## Start
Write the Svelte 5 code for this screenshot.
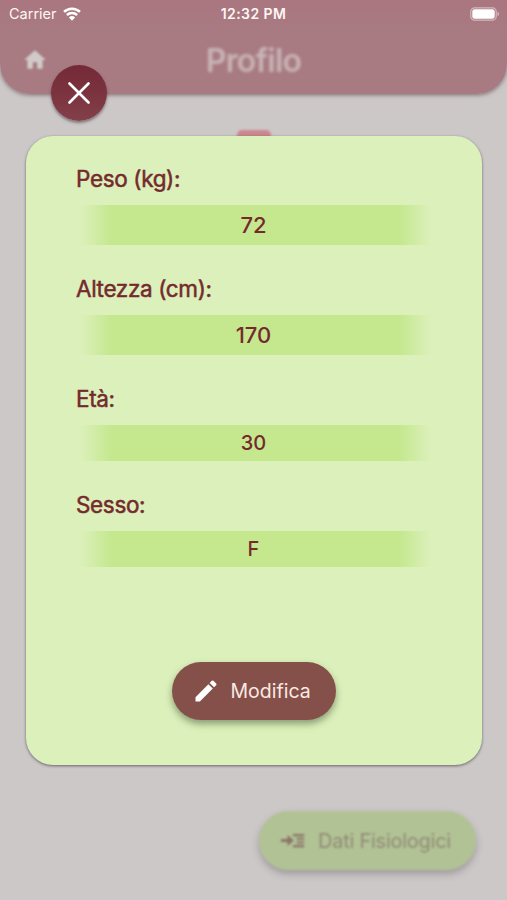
<script>
  let time = "12:32 PM";

  const fields = [
    { label: "Peso (kg):", value: "72", tall: true },
    { label: "Altezza (cm):", value: "170", tall: true },
    { label: "Età:", value: "30", tall: false },
    { label: "Sesso:", value: "F", tall: false },
  ];
</script>

<main class="screen">
  <div class="page">
    <header>
      <svg class="home" viewBox="0 0 24 24">
        <path d="M10 20v-6h4v6h5v-8h3L12 3 2 12h3v8z" />
      </svg>
      <h1>Profilo</h1>
    </header>
    <div class="tab"></div>
    <button class="data-button">
      <svg viewBox="0 0 28 20">
        <path d="M1 8.500h7V4l7 6-7 6v-4.500H1z" />
        <path d="M14 3h12v2.500H14zM18 7h8v2.200h-8zM18 11h8v2.200h-8zM14 14.800h12v2.500H14z" />
      </svg>
      <span>Dati Fisiologici</span>
    </button>
  </div>

  <div class="overlay">
    <div class="status">
      <div class="carrier">
        <span>Carrier</span>
        <svg class="wifi" viewBox="0 0 18 14">
          <path d="M1 4.900a11.600 11.600 0 0 1 16 0" />
          <path d="M3.900 8a7.400 7.400 0 0 1 10.200 0" />
          <path class="dot" d="M9 13.700L5.900 10.500a4.500 4.500 0 0 1 6.200 0z" />
        </svg>
      </div>
      <span class="time">{time}</span>
      <svg class="battery" viewBox="0 0 30 14">
        <rect class="case" x=".8" y=".8" width="25.400" height="12.400" rx="3.800" />
        <rect x="2.300" y="2.300" width="22.400" height="9.400" rx="2.300" />
        <path class="cap" d="M27.500 4.800c2 .7 2 3.700 0 4.400z" />
      </svg>
    </div>

    <button class="close" aria-label="Chiudi">
      <svg viewBox="0 0 22 22">
        <path d="M1.500 1.500l19 19M20.500 1.500l-19 19" />
      </svg>
    </button>

    <section class="card">
      {#each fields as field}
        <div class="field">
          <div class="label">{field.label}</div>
          <div class="value" class:tall={field.tall}>{field.value}</div>
        </div>
      {/each}
      <button class="edit">
        <svg viewBox="0 0 24 24">
          <path d="M3 17.250V21h3.750L17.810 9.940l-3.750-3.750L3 17.250zM20.710 7.040a1 1 0 0 0 0-1.410l-2.340-2.340a1 1 0 0 0-1.410 0l-1.830 1.830 3.750 3.750 1.830-1.830z" />
        </svg>
        <span>Modifica</span>
      </button>
    </section>
  </div>
</main>

<style>
  :global(body) {
    margin: 0;
  }

  .screen {
    position: relative;
    width: 507px;
    height: 900px;
    overflow: hidden;
    background: #cdc8c8;
    font-family: Inter, "Liberation Sans", sans-serif;
  }

  button {
    border: 0;
    padding: 0;
    font-family: inherit;
    cursor: pointer;
  }

  .page {
    display: flex;
    flex-direction: column;
    align-items: center;
    height: 900px;
  }

  header {
    display: grid;
    grid-template-columns: 70px 1fr 70px;
    align-items: center;
    box-sizing: border-box;
    width: 100%;
    height: 94px;
    padding-top: 27px;
    border-radius: 0 0 30px 30px;
    background: linear-gradient(#aa7680, #a87a82 30px);
    box-shadow: 0 1px 4px rgba(70, 50, 55, 0.6);
  }

  .home {
    width: 26px;
    margin: 0 0 2px 22px;
    fill: #d0cbc9;
    filter: blur(1.2px);
  }

  h1 {
    margin: 0;
    text-align: center;
    font-size: 32px;
    font-weight: 600;
    letter-spacing: -0.8px;
    color: #c9b5b6;
    filter: blur(1.4px);
  }

  .tab {
    width: 34px;
    height: 14px;
    margin-top: 36px;
    border-radius: 5px;
    background: #cb8790;
    filter: blur(1.2px);
  }

  .data-button {
    display: flex;
    align-items: center;
    gap: 10px;
    width: 217px;
    height: 59px;
    margin: auto 31px 30px auto;
    padding-left: 21px;
    border-radius: 30px;
    background: #b1c295;
    box-shadow: 0 4px 7px rgba(90, 85, 90, 0.4);
    color: #918b75;
    font-size: 20px;
    letter-spacing: -0.25px;
    filter: blur(1.3px);
  }

  .data-button svg {
    width: 26px;
    height: 19px;
    margin-right: 2px;
    flex: none;
    fill: #8b7468;
  }

  .data-button span {
    white-space: nowrap;
  }

  .overlay {
    position: absolute;
    inset: 0;
    display: flex;
    flex-direction: column;
  }

  .status {
    display: grid;
    grid-template-columns: 1fr auto 1fr;
    align-items: center;
    height: 27px;
    padding: 0 7px 0 9px;
    color: #fff6f3;
  }

  .carrier {
    display: flex;
    align-items: center;
    gap: 6px;
    font-size: 14.500px;
  }

  .wifi {
    width: 18px;
    height: 14px;
    fill: none;
    stroke: #fff;
    stroke-width: 2.500;
  }

  .wifi .dot {
    fill: #fff;
    stroke: none;
  }

  .time {
    margin-right: 2px;
    font-size: 14px;
    font-weight: 600;
    letter-spacing: 0.4px;
  }

  .battery {
    justify-self: end;
    width: 30px;
    height: 14px;
    fill: #fff;
  }

  .battery .case {
    fill: none;
    stroke: #d5b9bd;
    stroke-width: 1.200;
  }

  .battery .cap {
    fill: #d5b9bd;
  }

  .close {
    display: grid;
    place-items: center;
    width: 56px;
    height: 56px;
    margin: 38px 0 0 51px;
    border-radius: 50%;
    background: linear-gradient(#742936, #7c3441 55%, #82404a);
    box-shadow: 0 2px 3px rgba(50, 30, 35, 0.5);
  }

  .close svg {
    width: 22px;
    height: 22px;
    stroke: #fff;
    stroke-width: 2.600;
    stroke-linecap: round;
  }

  .card {
    display: flex;
    flex-direction: column;
    box-sizing: border-box;
    width: 456px;
    height: 629px;
    margin: 15px 0 0 26px;
    padding: 27px 51px 0 50px;
    border-radius: 27px;
    background: #dcf0bb;
    box-shadow: 0 1px 3px rgba(60, 60, 65, 0.7);
  }

  .field {
    margin-bottom: 28.500px;
    color: #742a2d;
  }

  .label {
    height: 32px;
    line-height: 32px;
    margin-bottom: 10px;
    font-size: 22.500px;
    letter-spacing: -0.35px;
    -webkit-text-stroke: 0.5px #742a2d;
  }

  .value {
    display: flex;
    align-items: center;
    justify-content: center;
    box-sizing: border-box;
    height: 35.500px;
    padding-top: 1px;
    background: linear-gradient(
      to right,
      transparent 4px,
      #c5e88f 35px,
      #c5e88f calc(100% - 31px),
      transparent
    );
    font-size: 20px;
    font-weight: 500;
  }

  .tall {
    height: 39.500px;
    padding-top: 0;
    font-size: 22px;
  }

  .edit {
    display: flex;
    align-items: center;
    gap: 11px;
    align-self: center;
    width: 164px;
    height: 58px;
    margin-top: 67px;
    padding-left: 20px;
    border-radius: 29px;
    background: #855049;
    box-shadow: 0 4px 7px rgba(60, 75, 45, 0.5);
    color: #fbe9e3;
    font-size: 19.500px;
  }

  .edit svg {
    width: 28px;
    height: 28px;
    fill: #fff;
  }
</style>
## End
What you will do -> Print out the material word for word, omitting the pictures.

Written answer ->
Write the Svelte 5 code for this screenshot.
<script>
  let time = "12:32 PM";

  const fields = [
    { label: "Peso (kg):", value: "72", tall: true },
    { label: "Altezza (cm):", value: "170", tall: true },
    { label: "Età:", value: "30", tall: false },
    { label: "Sesso:", value: "F", tall: false },
  ];
</script>

<main class="screen">
  <div class="page">
    <header>
      <svg class="home" viewBox="0 0 24 24">
        <path d="M10 20v-6h4v6h5v-8h3L12 3 2 12h3v8z" />
      </svg>
      <h1>Profilo</h1>
    </header>
    <div class="tab"></div>
    <button class="data-button">
      <svg viewBox="0 0 28 20">
        <path d="M1 8.500h7V4l7 6-7 6v-4.500H1z" />
        <path d="M14 3h12v2.500H14zM18 7h8v2.200h-8zM18 11h8v2.200h-8zM14 14.800h12v2.500H14z" />
      </svg>
      <span>Dati Fisiologici</span>
    </button>
  </div>

  <div class="overlay">
    <div class="status">
      <div class="carrier">
        <span>Carrier</span>
        <svg class="wifi" viewBox="0 0 18 14">
          <path d="M1 4.900a11.600 11.600 0 0 1 16 0" />
          <path d="M3.900 8a7.400 7.400 0 0 1 10.200 0" />
          <path class="dot" d="M9 13.700L5.900 10.500a4.500 4.500 0 0 1 6.200 0z" />
        </svg>
      </div>
      <span class="time">{time}</span>
      <svg class="battery" viewBox="0 0 30 14">
        <rect class="case" x=".8" y=".8" width="25.400" height="12.400" rx="3.800" />
        <rect x="2.300" y="2.300" width="22.400" height="9.400" rx="2.300" />
        <path class="cap" d="M27.500 4.800c2 .7 2 3.700 0 4.400z" />
      </svg>
    </div>

    <button class="close" aria-label="Chiudi">
      <svg viewBox="0 0 22 22">
        <path d="M1.500 1.500l19 19M20.500 1.500l-19 19" />
      </svg>
    </button>

    <section class="card">
      {#each fields as field}
        <div class="field">
          <div class="label">{field.label}</div>
          <div class="value" class:tall={field.tall}>{field.value}</div>
        </div>
      {/each}
      <button class="edit">
        <svg viewBox="0 0 24 24">
          <path d="M3 17.250V21h3.750L17.810 9.940l-3.750-3.750L3 17.250zM20.710 7.040a1 1 0 0 0 0-1.410l-2.340-2.340a1 1 0 0 0-1.410 0l-1.830 1.830 3.750 3.750 1.830-1.830z" />
        </svg>
        <span>Modifica</span>
      </button>
    </section>
  </div>
</main>

<style>
  :global(body) {
    margin: 0;
  }

  .screen {
    position: relative;
    width: 507px;
    height: 900px;
    overflow: hidden;
    background: #cdc8c8;
    font-family: Inter, "Liberation Sans", sans-serif;
  }

  button {
    border: 0;
    padding: 0;
    font-family: inherit;
    cursor: pointer;
  }

  .page {
    display: flex;
    flex-direction: column;
    align-items: center;
    height: 900px;
  }

  header {
    display: grid;
    grid-template-columns: 70px 1fr 70px;
    align-items: center;
    box-sizing: border-box;
    width: 100%;
    height: 94px;
    padding-top: 27px;
    border-radius: 0 0 30px 30px;
    background: linear-gradient(#aa7680, #a87a82 30px);
    box-shadow: 0 1px 4px rgba(70, 50, 55, 0.6);
  }

  .home {
    width: 26px;
    margin: 0 0 2px 22px;
    fill: #d0cbc9;
    filter: blur(1.2px);
  }

  h1 {
    margin: 0;
    text-align: center;
    font-size: 32px;
    font-weight: 600;
    letter-spacing: -0.8px;
    color: #c9b5b6;
    filter: blur(1.4px);
  }

  .tab {
    width: 34px;
    height: 14px;
    margin-top: 36px;
    border-radius: 5px;
    background: #cb8790;
    filter: blur(1.2px);
  }

  .data-button {
    display: flex;
    align-items: center;
    gap: 10px;
    width: 217px;
    height: 59px;
    margin: auto 31px 30px auto;
    padding-left: 21px;
    border-radius: 30px;
    background: #b1c295;
    box-shadow: 0 4px 7px rgba(90, 85, 90, 0.4);
    color: #918b75;
    font-size: 20px;
    letter-spacing: -0.25px;
    filter: blur(1.3px);
  }

  .data-button svg {
    width: 26px;
    height: 19px;
    margin-right: 2px;
    flex: none;
    fill: #8b7468;
  }

  .data-button span {
    white-space: nowrap;
  }

  .overlay {
    position: absolute;
    inset: 0;
    display: flex;
    flex-direction: column;
  }

  .status {
    display: grid;
    grid-template-columns: 1fr auto 1fr;
    align-items: center;
    height: 27px;
    padding: 0 7px 0 9px;
    color: #fff6f3;
  }

  .carrier {
    display: flex;
    align-items: center;
    gap: 6px;
    font-size: 14.500px;
  }

  .wifi {
    width: 18px;
    height: 14px;
    fill: none;
    stroke: #fff;
    stroke-width: 2.500;
  }

  .wifi .dot {
    fill: #fff;
    stroke: none;
  }

  .time {
    margin-right: 2px;
    font-size: 14px;
    font-weight: 600;
    letter-spacing: 0.4px;
  }

  .battery {
    justify-self: end;
    width: 30px;
    height: 14px;
    fill: #fff;
  }

  .battery .case {
    fill: none;
    stroke: #d5b9bd;
    stroke-width: 1.200;
  }

  .battery .cap {
    fill: #d5b9bd;
  }

  .close {
    display: grid;
    place-items: center;
    width: 56px;
    height: 56px;
    margin: 38px 0 0 51px;
    border-radius: 50%;
    background: linear-gradient(#742936, #7c3441 55%, #82404a);
    box-shadow: 0 2px 3px rgba(50, 30, 35, 0.5);
  }

  .close svg {
    width: 22px;
    height: 22px;
    stroke: #fff;
    stroke-width: 2.600;
    stroke-linecap: round;
  }

  .card {
    display: flex;
    flex-direction: column;
    box-sizing: border-box;
    width: 456px;
    height: 629px;
    margin: 15px 0 0 26px;
    padding: 27px 51px 0 50px;
    border-radius: 27px;
    background: #dcf0bb;
    box-shadow: 0 1px 3px rgba(60, 60, 65, 0.7);
  }

  .field {
    margin-bottom: 28.500px;
    color: #742a2d;
  }

  .label {
    height: 32px;
    line-height: 32px;
    margin-bottom: 10px;
    font-size: 22.500px;
    letter-spacing: -0.35px;
    -webkit-text-stroke: 0.5px #742a2d;
  }

  .value {
    display: flex;
    align-items: center;
    justify-content: center;
    box-sizing: border-box;
    height: 35.500px;
    padding-top: 1px;
    background: linear-gradient(
      to right,
      transparent 4px,
      #c5e88f 35px,
      #c5e88f calc(100% - 31px),
      transparent
    );
    font-size: 20px;
    font-weight: 500;
  }

  .tall {
    height: 39.500px;
    padding-top: 0;
    font-size: 22px;
  }

  .edit {
    display: flex;
    align-items: center;
    gap: 11px;
    align-self: center;
    width: 164px;
    height: 58px;
    margin-top: 67px;
    padding-left: 20px;
    border-radius: 29px;
    background: #855049;
    box-shadow: 0 4px 7px rgba(60, 75, 45, 0.5);
    color: #fbe9e3;
    font-size: 19.500px;
  }

  .edit svg {
    width: 28px;
    height: 28px;
    fill: #fff;
  }
</style>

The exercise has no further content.